Как часто обстоятельства велели
молчать, когда хотелось говорить.
И лишь в поступках самых незаметных,
в писаньях самых тайных, сокровенных
найти возможно ключ к душе моей.
Но, может быть, усилий и труда
Такая цель ничтожная не стоит…
Константинос Кавафис
Когда-то в детстве по ночам я придумывал себе восхитительную судьбу.
Я радовался под одеялом своим изобретениям собственной будущей – и при этом как бы настоящей – жизни, ставившим меня в такое восхитительное – высшее, блистающее, вызывающее мой собственный восторг – положение. Я дрожал от счастья, смеялся и захлебывался. И верил! И много лет я так играл в себя – другого. Только менялась – на порядки – степень наивности и изобретательности. Жизнь вокруг менялась с возрастом, а игра оставалась. Кем я только не перебывал за это время: и великим актером, и великим летчиком, и великим философом, и, наверное уж, великим писателем…
Как и многие, я всегда подозревал, что я это не я. Но в каждом возрасте по-разному. В детстве я очень хотел быть не я, хотел быть не собой, а кем-то великим.

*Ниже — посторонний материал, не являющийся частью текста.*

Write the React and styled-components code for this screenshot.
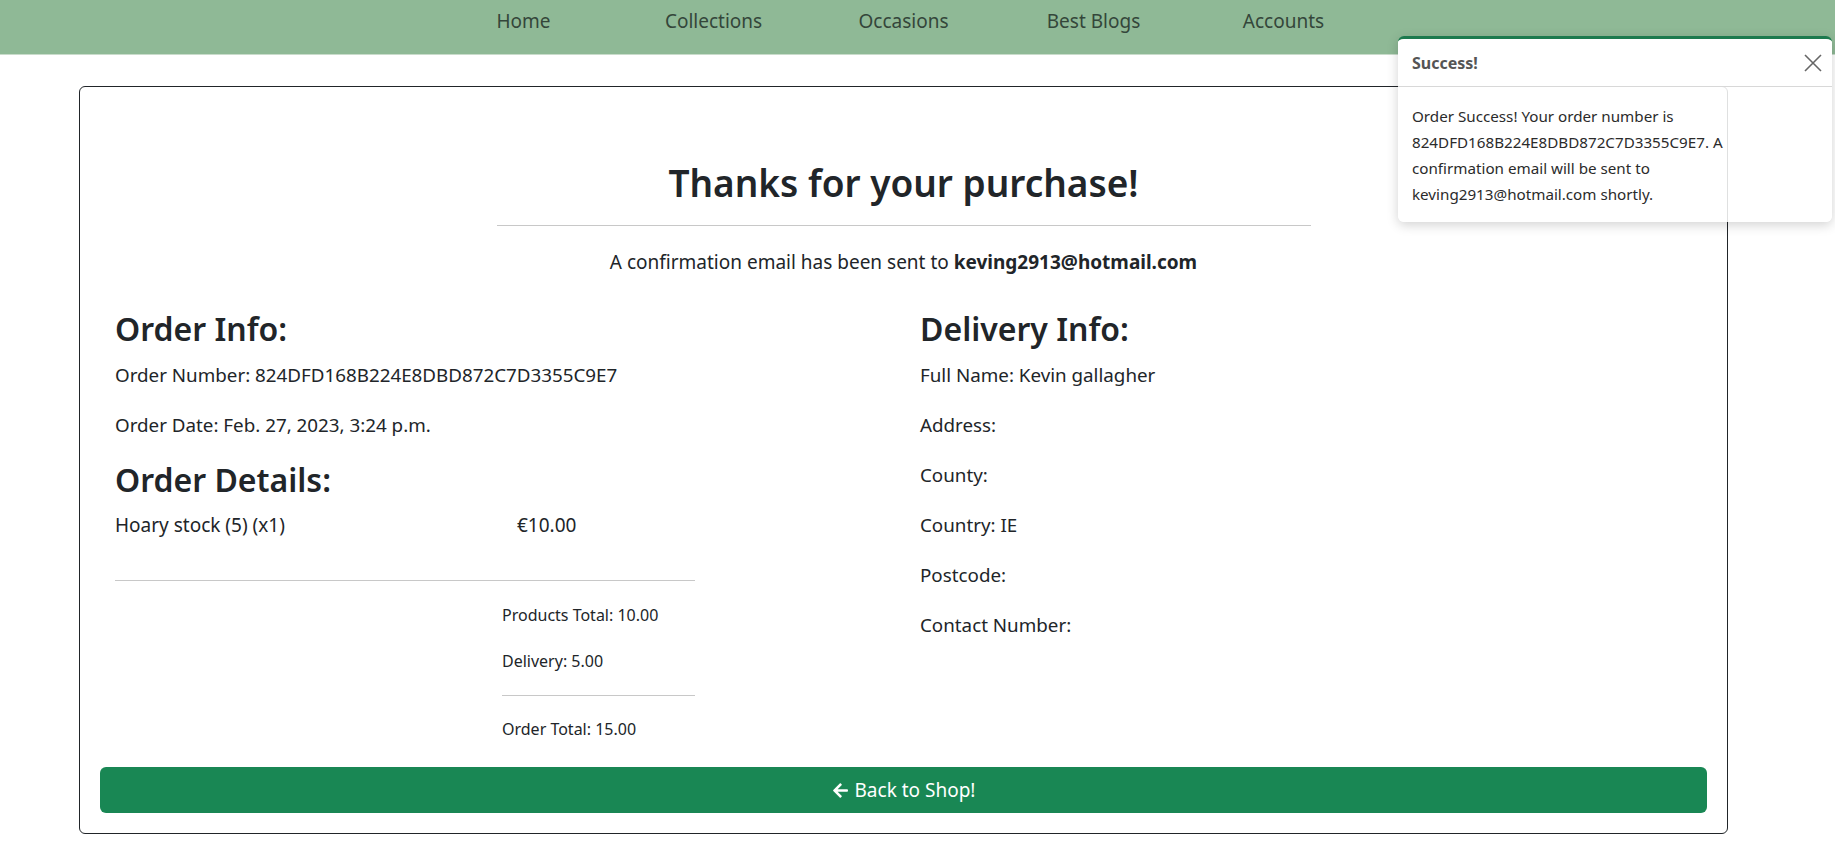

В юности меня стал занимать вопрос: почему я это я? И в то же время упорно старался доказать всем и себе, что я это я. А когда я становился старше и грешил, то после каждого греха подозрения, что я это не я, всё усиливались и усиливались. Но все равно я возвращался к себе. Ну вот, а теперь остается только притвориться не собой, чтобы смерть не узнала и прошла мимо.
“Сюжет – это использование всего знания о предмете”.
Виктор Шкловский
Я однажды подавал шубу кумиру моих юных лет Шкловскому. Это было, когда умерла Нина Яковлевна Габрилович, Зиночка из нашего с Авербахом фильма “Объяснение в любви”. И он в похоронный день пришел к Старику, он же Филиппок. И я принес ему шубу из прихожей в кабинет, где они стояли с Габриловичем. Шкловский никак не мог попасть в рукава, потому что одновременно продолжал выражать соболезнование, и тайно злился на то невидимое за спиной, что так неловко сзади напяливало на него шубу. А это был я, и я волновался. И враждебную эту жесткую и тяжелую шубу я запомнил больше, чем Шкловского.

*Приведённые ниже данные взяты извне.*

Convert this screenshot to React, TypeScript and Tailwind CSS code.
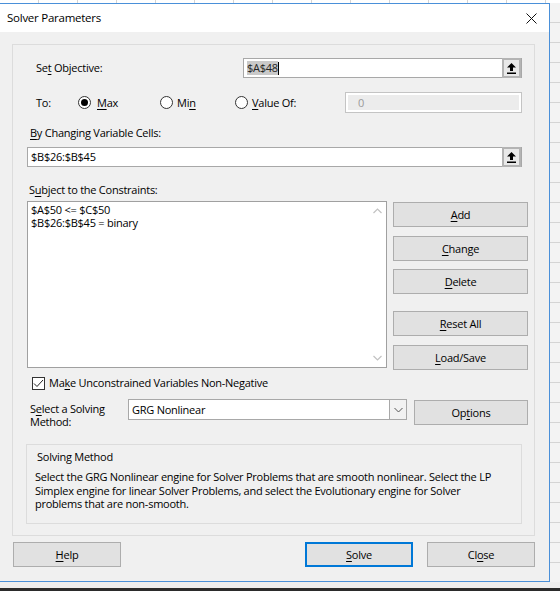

Я и Олешу видел не один раз.
Узнавая в изданной в 2006-м “Книге прощания” растворенные там “Ни дня без строчки”, вспоминаю, как я ему обязан. Может быть, идея этих моих записей – от него?
“Следовать за мыслями великого человека есть наука самая занимательная”.
Александр Пушкин
“Ни дня без строчки”? Даже если эта строчка – не твоя?
Насколько все-таки я завишу от чужих умов, мои догадки – от их открытий?
Я люблю чужую мысль, я завидую ей.
Часто я использую ее как насильник. Каждая цитата здесь не только часть моего “интеллектуального или духовного опыта”, она еще и – в некотором смысле – мое собственное высказывание, мое признание, моя откровенность.
Иногда наступает такая степень близости между мной и источником, когда мне кажется, что его мысли – мои мысли, и я не испытываю никакой неловкости, пользуясь ими, как своими.
“Цитата не есть выписка. Цитата есть цикада. Неумолкаемость ей свойственна. Вцепившись в воздух, она его не отпускает”.
Осип Мандельштам
Известно, что жизнь и судьба человеческая решаются в споре между Богом и сатаной. (Иов). И в этом споре Бог вовсе не так активен, как дьявол, он больше доверяет человеку, он не кукловод. Может показаться, что Бог наивнее, а дьявол – больший психолог? Но это заблуждение.
Что же зависит от человека? Собственно, это и есть главный вопрос и философии, и искусства.
Я всегда думаю, почему я такой счастливый человек. Я ведь мог не родиться. Но они встретились, эти двое – с помощью третьего, моего дяди, писателя Виктора Дмитриева, которого я никогда не видел и который мог застрелиться до того, как их познакомил. Я мог погибнуть в войну. Ведь немецкая бомба, попавшая в наш балкон, могла разорваться, а не зарыться в землю. И я мог в тот момент быть не в эвакуации, а дома, на Фурманова. Разве это не счастье? И в эвакуации я мог умереть от диспепсии, если бы не было нужного лекарства взамен того, что вдруг сдуло с подоконника ташкентским ветерком. Но я не умер. Разве это не счастье? Впоследствии я мог стать негодяем, вором, стукачом. А почему нет? Но ведь не стал. Разве же это не счастье? Я мог не прочитать то, что я прочитал, не увидеть то, что увидел, не побывать там, где я побывал. Но прочитал, увидел, побывал. Могло не быть сына. Я мог не встретить мою жену Иру и нашу дочку Катю. Я мог не встретить тех, кого встречал и с кем дружил. Но я их встретил. Разве это не счастье?